Il Concilio Vaticano I ( DB, 1831 ) ha definito solennemente la dottrina del Primato del Papa, che ha sul gregge di Cristo un’autorità giurisdizionale o di governo, piena, suprema, universale, immediata e ordinaria per quanto concerne la fede, i costumi e la disciplina ( Cfr. S.Tommaso D’aquino, S. Th. III,q.8 ; R. Bellarmino, De Romano Pontefice, Venezia, 1599; R. Zapelena, De Ecclesia, Roma, 1903 ; D. Palmieri, De Romano Pontefice, Roma, 1931; U. E. Lattanzi , De Ecclesia, Roma, 1956).


In sintesi c’è stato un annacquamento della definizione dogmatica relativa alla Collegialità episcopale?
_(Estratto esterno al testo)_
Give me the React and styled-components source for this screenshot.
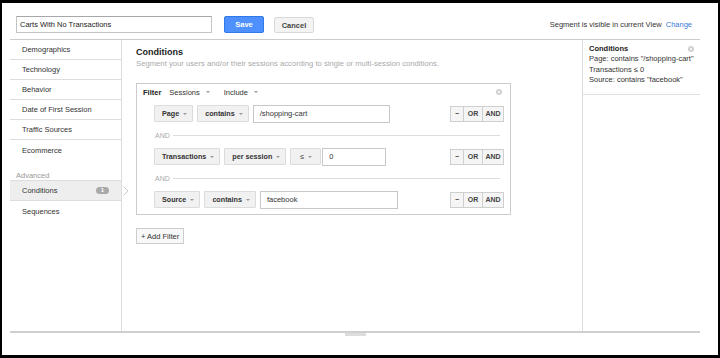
import React from 'react';
import styled, { createGlobalStyle } from 'styled-components';

const GlobalStyle = createGlobalStyle`
  html, body { margin: 0; padding: 0; background: #000; }
  body {
    font-family: "Liberation Sans", Arial, sans-serif;
    font-size: 7.5px;
    color: #333;
    overflow: hidden;
  }
  * { box-sizing: border-box; }
`;

const Frame = styled.div`
  width: 716px;
  height: 352px;
  margin: 3px 0 0 2px;
  background: #fff;
  overflow: hidden;
`;

const Page = styled.div`
  margin-left: 8px;
  width: 690px;
`;

const TopBar = styled.div`
  height: 37px;
  display: flex;
  align-items: flex-start;
  padding: 13px 8px 0 6px;
  border-bottom: 1px solid #ccc;
`;

const NameInput = styled.input`
  width: 196px;
  height: 17px;
  border: 1px solid #c4c4c4;
  border-top-color: #a8a8a8;
  padding: 0 3px;
  font: 7.5px "Liberation Sans", Arial, sans-serif;
  color: #222;
  outline: none;
`;

const Button = styled.button`
  width: 40px;
  height: ${p => (p.$primary ? '17px' : '16px')};
  margin: ${p => (p.$primary ? '0 0 0 12px' : '1px 0 0 10px')};
  padding: 0;
  border-radius: 2px;
  border: 1px solid ${p => (p.$primary ? '#3079ed' : '#d9d9d9')};
  background: ${p => (p.$primary ? '#4d90fe' : '#f3f3f3')};
  color: ${p => (p.$primary ? '#fff' : '#444')};
  font: bold 7.5px "Liberation Sans", Arial, sans-serif;
`;

const Visibility = styled.div`
  margin-left: auto;
  line-height: 17px;
  color: #333;
`;

const Link = styled.span`
  color: #3b78d6;
  margin-left: 4px;
`;

const Body = styled.div`
  display: flex;
  height: 293px;
  border-bottom: 2px solid #cfcfcf;
`;

const Nav = styled.div`
  width: 112px;
  flex: none;
  border-right: 1px solid #ddd;
`;

const NavItem = styled.div`
  position: relative;
  display: flex;
  align-items: center;
  height: ${p => (p.$active ? '21px' : '20px')};
  padding: 0 12px;
  border-bottom: ${p => (p.$divided || p.$active ? '1px solid #ddd' : 'none')};
  border-top: ${p => (p.$active ? '1px solid #ddd' : 'none')};
  background: ${p => (p.$active ? '#eee' : 'transparent')};
  color: #333;
`;

const NavLabel = styled.div`
  height: 20px;
  padding: 11px 0 0 6px;
  line-height: 9px;
  color: #999;
`;

const Badge = styled.span`
  margin-left: auto;
  width: 13px;
  height: 7px;
  border-radius: 4px;
  background: #a9a9a9;
  color: #fff;
  font-size: 6px;
  font-weight: bold;
  line-height: 7px;
  text-align: center;
`;

const Chevron = styled.svg`
  position: absolute;
  right: -8px;
  top: 5px;
`;

const Main = styled.div`
  flex: 1;
  padding: 6px 0 0 14px;
`;

const Heading = styled.div`
  font-size: 9px;
  font-weight: bold;
  line-height: 12px;
  color: #222;
`;

const Subtitle = styled.div`
  line-height: 11px;
  font-size: 7.7px;
  color: #aaa;
`;

const FilterBox = styled.div`
  width: 375px;
  margin-top: 14px;
  border: 1px solid #ccc;
  padding: 0 6px 6px 0;
`;

const FilterHead = styled.div`
  display: flex;
  align-items: center;
  height: 16px;
  padding: 0 2px 0 6px;
  margin-bottom: 5px;
`;

const FilterTitle = styled.span`
  font-weight: bold;
  color: #222;
  margin-right: 8px;
`;

const HeadMenu = styled.span`
  display: inline-flex;
  align-items: center;
  margin-right: 14px;
  color: #333;
`;

const CloseIcon = styled.svg`
  margin-left: auto;
  flex: none;
`;

const Rows = styled.div`
  padding-left: 17px;
`;

const Row = styled.div`
  display: flex;
  align-items: center;
  height: 17px;
  gap: 4px;
`;

const Dropdown = styled.div`
  display: flex;
  align-items: center;
  height: 17px;
  padding: ${p => (p.$plain ? '0 8px 0 9px' : '0 5px 0 7px')};
  background: #f1f1f1;
  border: 1px solid #dcdcdc;
  border-radius: 1px;
  font-size: 7.2px;
  font-weight: ${p => (p.$plain ? 'normal' : 'bold')};
  color: #333;
  white-space: nowrap;
`;

const Caret = styled.span`
  width: 0;
  height: 0;
  margin-left: ${p => p.$gap || 4}px;
  border-left: 2px solid transparent;
  border-right: 2px solid transparent;
  border-top: 2px solid #999;
`;

const ValueInput = styled.div`
  width: ${p => p.$w}px;
  height: 18px;
  margin-left: ${p => p.$shift || 0}px;
  border: 1px solid #c8c8c8;
  padding-left: 6px;
  line-height: 16px;
  color: #333;
`;

const Actions = styled.div`
  margin-left: auto;
  display: flex;
  height: 16px;
  border: 1px solid #cfcfcf;
  background: #f5f5f5;
`;

const ActionBtn = styled.span`
  width: ${p => p.$w}px;
  display: flex;
  align-items: center;
  justify-content: center;
  font-weight: bold;
  font-size: 7px;
  color: #444;
  & + & { border-left: 1px solid #cfcfcf; }
`;

const AndRule = styled.div`
  display: flex;
  align-items: center;
  height: 26px;
  margin: 0 4px 0 1px;
  color: #aaa;
  font-size: 7px;
  &::after {
    content: '';
    flex: 1;
    height: 1px;
    background: #ddd;
    margin-left: 3px;
  }
`;

const AddFilter = styled.div`
  display: inline-flex;
  align-items: center;
  height: 16px;
  margin-top: 13px;
  padding: 0 4px;
  border: 1px solid #ccc;
  background: #f8f8f8;
  color: #333;
`;

const Summary = styled.div`
  width: 118px;
  flex: none;
  border-left: 1px solid #ddd;
`;

const SummaryBlock = styled.div`
  padding: 4px 6px 8px 6px;
  border-bottom: 1px solid #e2e2e2;
`;

const SummaryHead = styled.div`
  display: flex;
  align-items: center;
  font-weight: bold;
  color: #222;
  line-height: 10px;
`;

const SummaryLine = styled.div`
  line-height: 10.5px;
  color: #333;
`;

const Handle = styled.div`
  width: 21px;
  height: 3px;
  margin: 0 auto;
  background: #ddd;
`;

const Close = () => (
  <CloseIcon width="6" height="6" viewBox="0 0 6 6">
    <circle cx="3" cy="3" r="3" fill="#cfcfcf" />
    <path d="M1.8 1.8 L4.2 4.2 M4.2 1.8 L1.8 4.2" stroke="#fff" strokeWidth="0.8" />
  </CloseIcon>
);

const RowActions = () => (
  <Actions>
    <ActionBtn $w={12}>−</ActionBtn>
    <ActionBtn $w={19}>OR</ActionBtn>
    <ActionBtn $w={21}>AND</ActionBtn>
  </Actions>
);

const navItems = [
  { label: 'Demographics', divided: true },
  { label: 'Technology', divided: true },
  { label: 'Behavior', divided: true },
  { label: 'Date of First Session', divided: true },
  { label: 'Traffic Sources', divided: true },
  { label: 'Ecommerce' },
];

export default function App() {
  return (
    <>
      <GlobalStyle />
      <Frame>
        <Page>
          <TopBar>
            <NameInput readOnly value="Carts With No Transactions" />
            <Button $primary>Save</Button>
            <Button>Cancel</Button>
            <Visibility>
              Segment is visible in current View<Link>Change</Link>
            </Visibility>
          </TopBar>

          <Body>
            <Nav>
              {navItems.map(item => (
                <NavItem key={item.label} $divided={item.divided}>{item.label}</NavItem>
              ))}
              <NavLabel>Advanced</NavLabel>
              <NavItem $active>
                Conditions
                <Badge>1</Badge>
                <Chevron width="6" height="10" viewBox="0 0 6 10">
                  <path d="M0.5 0.5 L5 5 L0.5 9.5" fill="#fff" stroke="#ccc" strokeWidth="1" />
                </Chevron>
              </NavItem>
              <NavItem>Sequences</NavItem>
            </Nav>

            <Main>
              <Heading>Conditions</Heading>
              <Subtitle>Segment your users and/or their sessions according to single or multi-session conditions.</Subtitle>

              <FilterBox>
                <FilterHead>
                  <FilterTitle>Filter</FilterTitle>
                  <HeadMenu>Sessions<Caret $gap={6} /></HeadMenu>
                  <HeadMenu>Include<Caret $gap={6} /></HeadMenu>
                  <Close />
                </FilterHead>
                <Rows>
                  <Row>
                    <Dropdown>Page<Caret /></Dropdown>
                    <Dropdown>contains<Caret /></Dropdown>
                    <ValueInput $w={137}>/shopping-cart</ValueInput>
                    <RowActions />
                  </Row>
                  <AndRule>AND</AndRule>
                  <Row>
                    <Dropdown>Transactions<Caret /></Dropdown>
                    <Dropdown>per session<Caret /></Dropdown>
                    <Dropdown $plain>≤<Caret /></Dropdown>
                    <ValueInput $w={64} $shift={-3}>0</ValueInput>
                    <RowActions />
                  </Row>
                  <AndRule>AND</AndRule>
                  <Row>
                    <Dropdown>Source<Caret /></Dropdown>
                    <Dropdown>contains<Caret /></Dropdown>
                    <ValueInput $w={138}>facebook</ValueInput>
                    <RowActions />
                  </Row>
                </Rows>
              </FilterBox>

              <AddFilter>+ Add Filter</AddFilter>
            </Main>

            <Summary>
              <SummaryBlock>
                <SummaryHead>Conditions<Close /></SummaryHead>
                <SummaryLine>Page: contains "/shopping-cart"</SummaryLine>
                <SummaryLine>Transactions ≤ 0</SummaryLine>
                <SummaryLine>Source: contains "facebook"</SummaryLine>
              </SummaryBlock>
            </Summary>
          </Body>
          <Handle />
        </Page>
      </Frame>
    </>
  );
}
Come minimo. L’Episcopato non solo non è superiore al Papa, ma nemmeno è uguale a lui. Gli errori del Conciliarismo e del Gallicanesimo, che insegnano la superiorità del Concilio sul Papa e che la giurisdizione dei Vescovi deriva direttamente da Dio e non tramite il Papa, sono stati condannati dalla Chiesa ( cfr. DB. 1322 e 1589 ) ed hanno ricevuto il colpo di grazia col Vaticano I . La Chiesa è stata fondata su Pietro come roccia primaria e fondamentale ed il Papa quale successore di Pietro le è essenziale . L’Episcopato pure è di istituzione divina, ma subordinatamente al Papato. Ogni potere discende da Dio direttamente sul Papa e da questi sui Vescovi ( cfr. A. M. Vellico, De Ecclesia Christi, Roma, 1940 ,pp. 24-29 ; R. Dell’Osta, Teodoro de Lelli: un teologo del potere papale e i suoi rapporti col cardinalato nel secolo XV, Belluno, 1948 (Teodoro de Lelli è uno dei pochi grandi difensori del Primato papale nel secolo XV).


Come si risolve il dilemma?

Rimanendo fedeli alla dottrina tradizionale dell’Episcopato monarchico del Papa e di quello subordinato dei Vescovi riuniti in Concilio e sparsi per il mondo.